— Problem to work on —
Filter the records below and copy every line containing the word "index".

— Records supplied —

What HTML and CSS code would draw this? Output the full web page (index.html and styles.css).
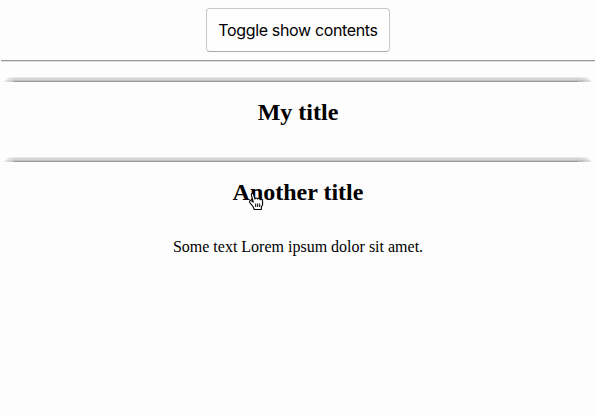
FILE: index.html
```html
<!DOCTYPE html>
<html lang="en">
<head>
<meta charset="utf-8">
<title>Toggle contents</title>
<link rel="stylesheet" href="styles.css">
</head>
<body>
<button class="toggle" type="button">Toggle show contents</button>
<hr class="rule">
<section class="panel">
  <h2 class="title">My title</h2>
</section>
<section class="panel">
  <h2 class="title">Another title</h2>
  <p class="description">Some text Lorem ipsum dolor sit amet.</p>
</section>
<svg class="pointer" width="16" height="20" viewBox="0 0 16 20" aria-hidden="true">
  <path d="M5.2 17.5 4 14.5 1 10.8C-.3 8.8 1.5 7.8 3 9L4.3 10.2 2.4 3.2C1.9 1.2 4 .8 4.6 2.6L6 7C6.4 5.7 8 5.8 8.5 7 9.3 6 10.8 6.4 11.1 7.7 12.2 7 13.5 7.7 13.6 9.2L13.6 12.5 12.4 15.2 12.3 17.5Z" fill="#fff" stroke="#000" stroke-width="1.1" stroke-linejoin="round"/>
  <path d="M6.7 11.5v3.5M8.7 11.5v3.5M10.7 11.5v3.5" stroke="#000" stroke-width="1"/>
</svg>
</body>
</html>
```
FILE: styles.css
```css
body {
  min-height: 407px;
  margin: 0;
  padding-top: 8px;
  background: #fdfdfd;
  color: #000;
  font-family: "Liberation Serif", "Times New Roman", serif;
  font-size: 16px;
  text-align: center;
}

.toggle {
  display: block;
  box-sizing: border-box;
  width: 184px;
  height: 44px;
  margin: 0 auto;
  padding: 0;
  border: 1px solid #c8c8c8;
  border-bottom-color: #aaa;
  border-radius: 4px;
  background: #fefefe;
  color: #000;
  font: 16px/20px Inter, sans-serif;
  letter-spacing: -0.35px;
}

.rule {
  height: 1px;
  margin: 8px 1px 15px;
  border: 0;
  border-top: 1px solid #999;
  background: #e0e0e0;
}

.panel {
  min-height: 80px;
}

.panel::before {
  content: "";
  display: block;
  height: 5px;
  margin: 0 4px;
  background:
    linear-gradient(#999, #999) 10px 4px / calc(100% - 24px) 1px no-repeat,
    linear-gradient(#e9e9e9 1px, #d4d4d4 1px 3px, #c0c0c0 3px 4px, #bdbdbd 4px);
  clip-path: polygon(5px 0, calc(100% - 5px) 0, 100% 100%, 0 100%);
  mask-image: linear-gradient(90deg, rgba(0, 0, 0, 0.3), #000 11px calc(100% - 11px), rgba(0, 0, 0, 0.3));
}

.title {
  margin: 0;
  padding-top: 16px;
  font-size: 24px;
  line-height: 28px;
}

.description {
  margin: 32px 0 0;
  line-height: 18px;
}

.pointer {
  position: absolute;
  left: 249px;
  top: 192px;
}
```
--
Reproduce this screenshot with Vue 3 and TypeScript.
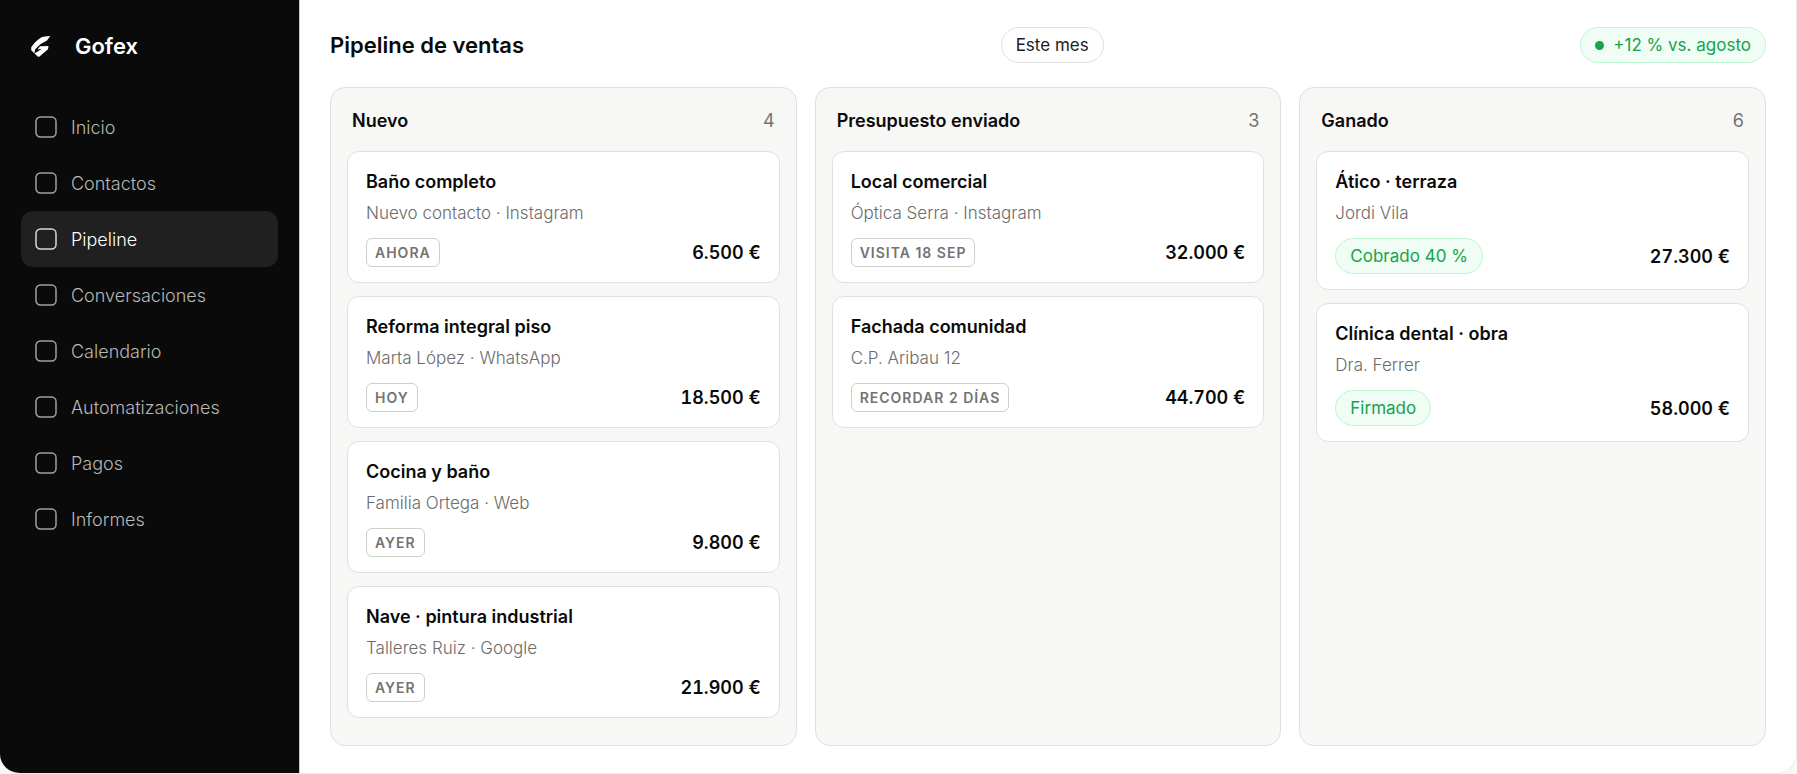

— Problem solution —
What HTML and CSS code would draw this? Output the full web page (index.html and styles.css).
FILE: index.html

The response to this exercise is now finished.